La prensa local se hizo eco de que algunos trabajadores compartían su salario con obreros de fábricas textiles sin trabajo y que “comisiones de trabajadores de fábrica” se presentaban en los ayuntamientos solicitando algo en lo que ocuparse en vista de su estado de miseria. Fruto de ello, en febrero de 1865 el Ayuntamiento de Mataró decidió repartir raciones de sopa económica entre los parados.

Trabajadoras de una fábrica textil catalana
En la primera semana se distribuyeron 1.518 raciones, pero entre el 12 y el 28 de marzo fueron 6.484, y del 16 al 30 de abril un total de 7.746. La sopa se repartía una sola vez al día y se componía de arroz, tocino, manteca, judías secas y fideos. Pero su aporte calórico era paupérrimo: 509 kilocalorías por plato.

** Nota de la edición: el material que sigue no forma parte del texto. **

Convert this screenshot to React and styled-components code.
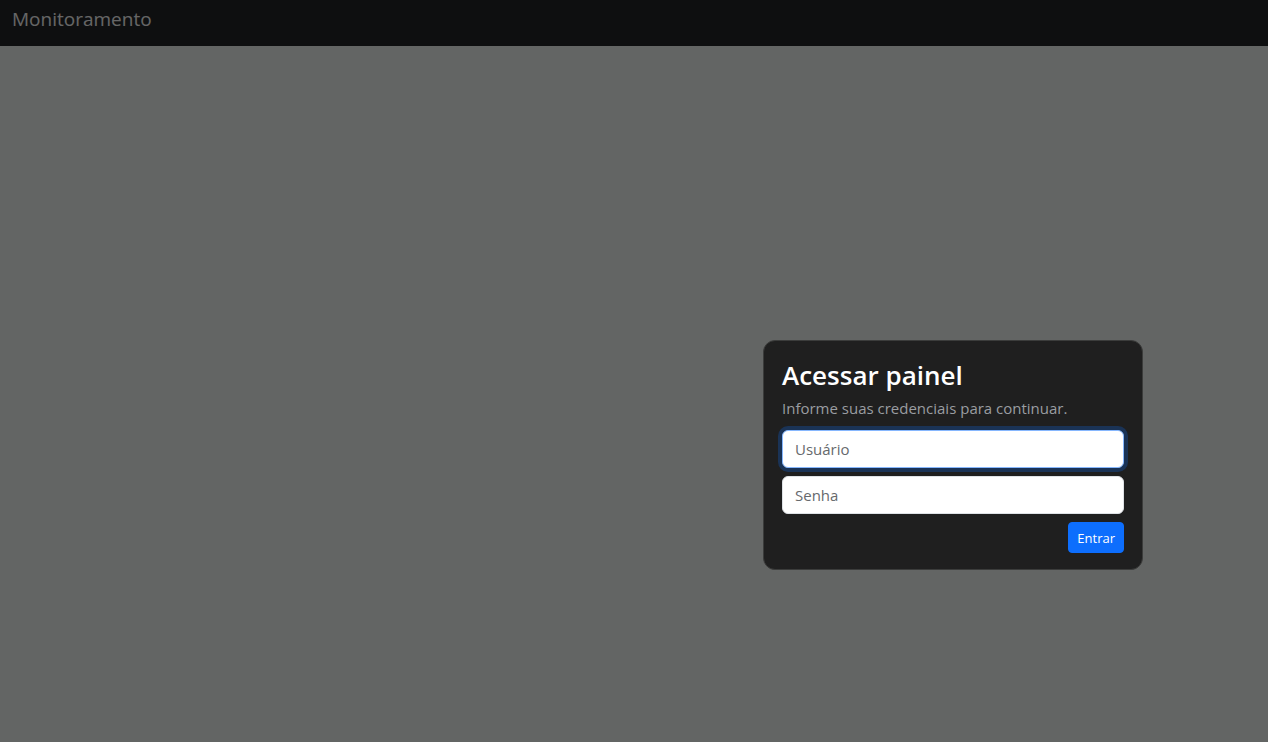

Algo similar aconteció en Barcelona. El incesante aumento de la mendicidad llevó al periodista Joan Mañé i Flaqué (quien acabaría dirigiendo en 1865 el Diari de Barcelona) a escribir a comienzos de 1862 diversos artículos sobre la gran cantidad de indigentes que pululaban por las calles. Para remediarlo, “surgió el Patronato de Pobres (para censar a los más necesitados), los Restaurants d’Obrers (una especie de comedores sociales) y la Junta d’Auxilis que se creó en 1865”, desvela Prat.
En 1865 la guerra de Secesión tocó a su fin. Si en 1861 las empresas textiles más afectadas fueron las de menor tamaño por su escasa mecanización y por depender de las grandes fábricas (lo que reducía su margen de beneficio), a partir de 1862 la crisis se generalizó. Sin embargo, “pese a su intensidad, buena parte de la infraestructura textil relacionada con el algodón no desapareció, como sugiere la rápida recuperación que hubo un poco después de acabar la guerra”, indica Sánchez a modo de conclusión.